Supervising the Decoder of Variational Autoencoders to Improve
Scientific Utility
- URL: http://arxiv.org/abs/2109.04561v1
- Date: Thu, 9 Sep 2021 20:55:38 GMT
- Title: Supervising the Decoder of Variational Autoencoders to Improve
Scientific Utility
- Authors: Liyun Tu, Austin Talbot, Neil Gallagher, David Carlson
- Abstract summary: Probabilistic generative models are attractive for scientific modeling because their inferred parameters can be used to generate hypotheses and design experiments.
Supervised Variational Autoencoders (SVAEs) have previously been used for this purpose.
We develop a second order supervision framework (SOS-VAE) that influences the decoder to induce a predictive latent representation.
- Score: 1.014927488137914
- License: http://creativecommons.org/licenses/by/4.0/
- Abstract: Probabilistic generative models are attractive for scientific modeling
because their inferred parameters can be used to generate hypotheses and design
experiments. This requires that the learned model provide an accurate
representation of the input data and yield a latent space that effectively
predicts outcomes relevant to the scientific question.

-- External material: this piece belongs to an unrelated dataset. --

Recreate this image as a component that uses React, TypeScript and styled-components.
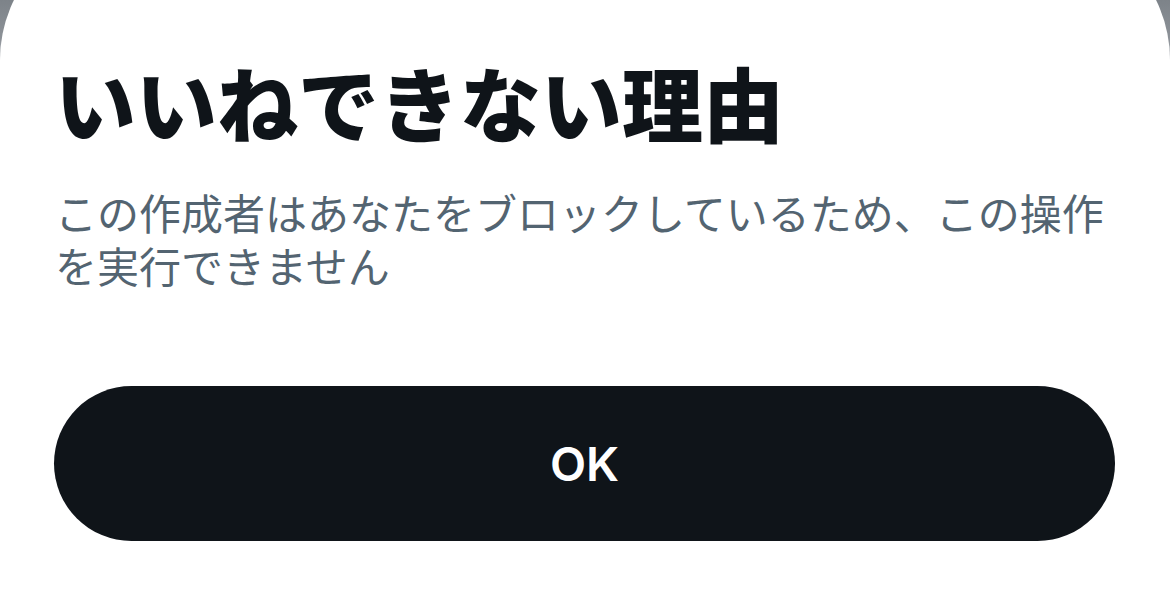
import React from 'react';
import styled, { createGlobalStyle } from 'styled-components';

const GlobalStyle = createGlobalStyle`
  html, body {
    margin: 0;
    padding: 0;
  }
  body {
    width: 1170px;
    height: 591px;
    overflow: hidden;
    background: linear-gradient(180deg, #7d8389 0px, #8d9298 40px, #c9ccd0 70px, #ffffff 95px);
    font-family: Inter, "Noto Sans CJK JP", sans-serif;
  }
`;

const Sheet = styled.div`
  margin-top: -76px;
  height: 667px;
  background: #ffffff;
  border-radius: 136px 136px 0 0;
  padding: 130px 55px 0 54px;
  box-sizing: border-box;
  display: flex;
  flex-direction: column;
`;

const Title = styled.h1`
  margin: 0 0 0 1px;
  font-family: "Noto Sans CJK JP", sans-serif;
  font-weight: 900;
  font-size: 81px;
  line-height: 94px;
  color: #0f1419;
`;

const Message = styled.p`
  margin: 37px 0 0 1px;
  font-family: "Noto Sans CJK JP", sans-serif;
  font-weight: 400;
  font-size: 42px;
  line-height: 53px;
  color: #536471;
`;

const Button = styled.button`
  margin-top: 95px;
  height: 155px;
  width: 100%;
  flex-shrink: 0;
  border: none;
  border-radius: 78px;
  background: #0f1419;
  color: #ffffff;
  font-family: Inter, "Liberation Sans", sans-serif;
  font-weight: 600;
  font-size: 47px;
  display: flex;
  align-items: center;
  justify-content: center;
  cursor: pointer;
`;

export default function App() {
  return (
    <>
      <GlobalStyle />
      <Sheet>
        <Title>いいねできない理由</Title>
        <Message>
          この作成者はあなたをブロックしているため、この操作を実行できません
        </Message>
        <Button>OK</Button>
      </Sheet>
    </>
  );
}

Supervised Variational
Autoencoders (SVAEs) have previously been used for this purpose, where a
carefully designed decoder can be used as an interpretable generative model
while the supervised objective ensures a predictive latent representation.
Unfortunately, the supervised objective forces the encoder to learn a biased
approximation to the generative posterior distribution, which renders the
generative parameters unreliable when used in scientific models. This issue has
remained undetected as reconstruction losses commonly used to evaluate model
performance do not detect bias in the encoder. We address this
previously-unreported issue by developing a second order supervision framework
(SOS-VAE) that influences the decoder to induce a predictive latent
representation. This ensures that the associated encoder maintains a reliable
generative interpretation. We extend this technique to allow the user to
trade-off some bias in the generative parameters for improved predictive
performance, acting as an intermediate option between SVAEs and our new
SOS-VAE. We also use this methodology to address missing data issues that often
arise when combining recordings from multiple scientific experiments. We
demonstrate the effectiveness of these developments using synthetic data and
electrophysiological recordings with an emphasis on how our learned
representations can be used to design scientific experiments.